Lasercutters are fantastic tools: they’re highly useful for making flat things, or even flat things that you later bend! This makes them particularly well suited for making gears out of flat stock. [sharvfish] needed to get his hands dirty with producing some gears for his automaton, and decided to share what he learned in the process.
The gears in question are cut out of MDF board, which is readily usable on all but the feeblest lasercutters you’ll find in the average makerspace. The first problem faced was when producing gears with low tooth counts – depending on the exact geometry used, teeth with lower counts can tend to jam easily. For [sharvfish]’s gears, 6 teeth seems to be just a touch too small to work well. Other issues cropped up around the kerf of the cuts affecting the gear mesh and the use of pins to improve the coupling of the gears to the shaft, which [sharvfish] expands upon in the video. There’s also a cheeky cephalopod cameo, too.

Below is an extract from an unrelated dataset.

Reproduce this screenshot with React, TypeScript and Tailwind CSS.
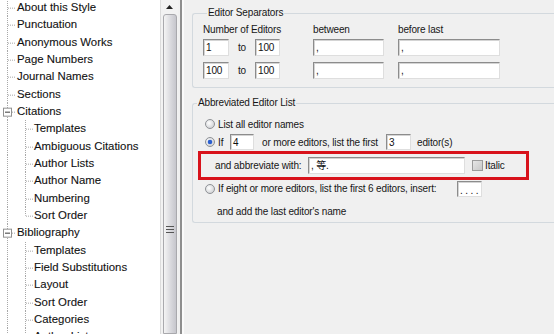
import React from "react";

type Item = { t: string; l: 0 | 1; exp?: boolean; last?: boolean };

const items: Item[] = [
  { t: "About this Style", l: 0 },
  { t: "Punctuation", l: 0 },
  { t: "Anonymous Works", l: 0 },
  { t: "Page Numbers", l: 0 },
  { t: "Journal Names", l: 0 },
  { t: "Sections", l: 0 },
  { t: "Citations", l: 0, exp: true },
  { t: "Templates", l: 1 },
  { t: "Ambiguous Citations", l: 1 },
  { t: "Author Lists", l: 1 },
  { t: "Author Name", l: 1 },
  { t: "Numbering", l: 1 },
  { t: "Sort Order", l: 1, last: true },
  { t: "Bibliography", l: 0, exp: true },
  { t: "Templates", l: 1 },
  { t: "Field Substitutions", l: 1 },
  { t: "Layout", l: 1 },
  { t: "Sort Order", l: 1 },
  { t: "Categories", l: 1 },
  { t: "Author Lists", l: 1 },
];

const H = 17.33;
const M = H / 2;

function TreeRow({ it }: { it: Item }) {
  const w = it.l === 0 ? 17 : 34;
  return (
    <div className="flex items-center h-[17.33px] whitespace-nowrap">
      <svg width={w} height={H} className="shrink-0">
        <line x1="7.5" y1="0" x2="7.5" y2={H} stroke="#a8a8a8" strokeDasharray="1 1" />
        {it.l === 0 && !it.exp && (
          <line x1="8" y1={M + 0.5} x2="16" y2={M + 0.5} stroke="#a8a8a8" strokeDasharray="1 1" />
        )}
        {it.l === 0 && it.exp && (
          <g>
            <rect x="3.5" y={M - 3.5} width="8" height="8" fill="#fff" stroke="#919191" />
            <line x1="5" y1={M + 0.5} x2="10" y2={M + 0.5} stroke="#3a3a3a" />
            <line x1="12" y1={M + 0.5} x2="16" y2={M + 0.5} stroke="#a8a8a8" strokeDasharray="1 1" />
          </g>
        )}
        {it.l === 1 && (
          <g>
            <line x1="25.5" y1="0" x2="25.5" y2={it.last ? M : H} stroke="#a8a8a8" strokeDasharray="1 1" />
            <line x1="26" y1={M + 0.5} x2="33" y2={M + 0.5} stroke="#a8a8a8" strokeDasharray="1 1" />
          </g>
        )}
      </svg>
      <span className="text-[11.4px] leading-none text-[#111] [-webkit-text-stroke:0.1px_#111]">{it.t}</span>
    </div>
  );
}

function Input({ w, v, h = 17, className = "" }: { w: number; v: string; h?: number; className?: string }) {
  return (
    <div
      className={
        "bg-white border border-[#8c8c8c] border-r-[#dedede] border-b-[#dedede] shadow-[inset_1px_1px_0_#d4d4d4] flex items-center pl-[2px] text-[10px] text-[#111] shrink-0 " +
        className
      }
      style={{ width: w, height: h }}
    >
      {v}
    </div>
  );
}

function Radio({ checked }: { checked?: boolean }) {
  return (
    <svg width="10" height="10" className="shrink-0">
      <defs>
        <radialGradient id="rg" cx="0.4" cy="0.4" r="0.7">
          <stop offset="0" stopColor="#ffffff" />
          <stop offset="1" stopColor="#c9cbce" />
        </radialGradient>
      </defs>
      <circle cx="5" cy="5" r="4.5" fill="url(#rg)" stroke="#8f9296" />
      {checked && <circle cx="5" cy="5" r="2.3" fill="#2b5fcf" />}
    </svg>
  );
}

export default function App() {
  return (
    <div
      className="w-[554px] h-[334px] flex overflow-hidden bg-[#f0f0f0]"
      style={{ fontFamily: '"Liberation Sans", Arial, "Noto Sans CJK SC", sans-serif' }}
    >
      {/* Tree */}
      <div className="w-[161px] h-full bg-white border-r border-[#dcdcdc] overflow-hidden">
        <div className="-mt-[1px]">
          {items.map((it, i) => (
            <TreeRow key={i} it={it} />
          ))}
        </div>
      </div>

      {/* Scrollbar */}
      <div className="w-[17px] h-full bg-[#f2f2f2] flex flex-col items-center">
        <div className="h-[14px] flex items-center justify-center">
          <svg width="7" height="4">
            <path d="M0 4 L3.5 0 L7 4 Z" fill="#222" />
          </svg>
        </div>
        <div className="flex-1 w-[14px] rounded-t-[3px] border border-[#a9a9ad] bg-gradient-to-r from-[#f4f4f4] via-[#dcdce0] to-[#c6c6cc] flex justify-center pt-[210px]">
          <svg width="8" height="9" className="shrink-0">
            <line x1="0" y1="1.5" x2="8" y2="1.5" stroke="#555" />
            <line x1="0" y1="4.5" x2="8" y2="4.5" stroke="#555" />
            <line x1="0" y1="7.5" x2="8" y2="7.5" stroke="#555" />
          </svg>
        </div>
      </div>

      {/* Splitter */}
      <div className="w-[6px] h-full flex">
        <div className="w-[2px] bg-[#f0f0f0]" />
        <div className="w-[2px] bg-[#8e8e8e]" />
        <div className="w-[2px] bg-[#fafafa]" />
      </div>

      {/* Right panel */}
      <div className="flex-1 h-full pl-[8px] pt-[7px] text-[10px] text-[#161616] tracking-[-0.15px] whitespace-nowrap">
        <fieldset className="border border-[#d3d9de] border-r-0 rounded-l-[3px] pl-[10px] pb-[8px] -mr-[4px]">
          <legend className="ml-[4px] px-[1px] leading-[12px]">Editor Separators</legend>
          <div className="flex pt-[5px]">
            <div className="w-[110px]">
              <div className="leading-[12px] h-[12px]">Number of Editors</div>
              <div className="flex items-center mt-[3px]">
                <Input w={26} v="1" />
                <span className="w-[26px] text-center">to</span>
                <Input w={25} v="100" />
              </div>
              <div className="flex items-center mt-[6px]">
                <Input w={26} v="100" />
                <span className="w-[26px] text-center">to</span>
                <Input w={25} v="100" />
              </div>
            </div>
            <div className="w-[85px]">
              <div className="leading-[12px] h-[12px]">between</div>
              <Input w={71} v="," className="mt-[3px] items-end" />
              <Input w={71} v="," className="mt-[6px] items-end" />
            </div>
            <div className="w-[102px]">
              <div className="leading-[12px] h-[12px]">before last</div>
              <Input w={102} v="," className="mt-[3px] items-end" />
              <Input w={102} v="," className="mt-[6px] items-end" />
            </div>
          </div>
        </fieldset>

        <fieldset className="mt-[9px] border border-[#d3d9de] border-r-0 rounded-l-[3px] pb-[2px] -mr-[4px]">
          <legend className="ml-[4px] px-[1px] leading-[12px]">Abbreviated Editor List</legend>
          <div className="pt-[6px]">
            <div className="flex items-center h-[18px] pl-[12px] gap-[3px]">
              <Radio />
              <span>List all editor names</span>
            </div>
            <div className="flex items-center h-[18px] pl-[12px]">
              <Radio checked />
              <span className="ml-[3px] w-[12px]">If</span>
              <Input w={24} v="4" h={16} />
              <span className="ml-[8px] w-[124px]">or more editors, list the first</span>
              <Input w={25} v="3" h={16} />
              <span className="ml-[6px]">editor(s)</span>
            </div>
            <div className="ml-[5px] w-[331px] h-[29px] border-[3px] border-[#d8121b] flex items-center pl-[14px]">
              <span className="w-[93px]">and abbreviate with:</span>
              <Input w={157} v=", 等." />
              <span className="ml-[7px] w-[11px] h-[11px] border border-[#9b9b9b] bg-gradient-to-br from-[#e6e6e6] to-[#c8c8c8]" />
              <span className="ml-[2px]">Italic</span>
            </div>
            <div className="flex items-center h-[17px] pl-[12px]">
              <Radio />
              <span className="ml-[3px] w-[239px]">If eight or more editors, list the first 6 editors, insert:</span>
              <Input w={25} v=". . . ." h={16} className="items-end text-[8px] leading-none" />
            </div>
            <div className="flex items-center h-[18px] pl-[24px] mt-[5px]">
              <span>and add the last editor's name</span>
            </div>
          </div>
        </fieldset>
      </div>
    </div>
  );
}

It’s always interesting to see the unique challenges faced in the undertaking of a project; we could see six more lasercut projects this week, and we’d likely see six unique problems the builders faced as well. It’s a great insight into the build process and it’s great when makers share their journey as well as the finished product. Video after the break.
Wondering what lasercut gears can do for you? Check out this build that rotates an entire television.
Continue reading “Lasercut Gears – A Learning Experience”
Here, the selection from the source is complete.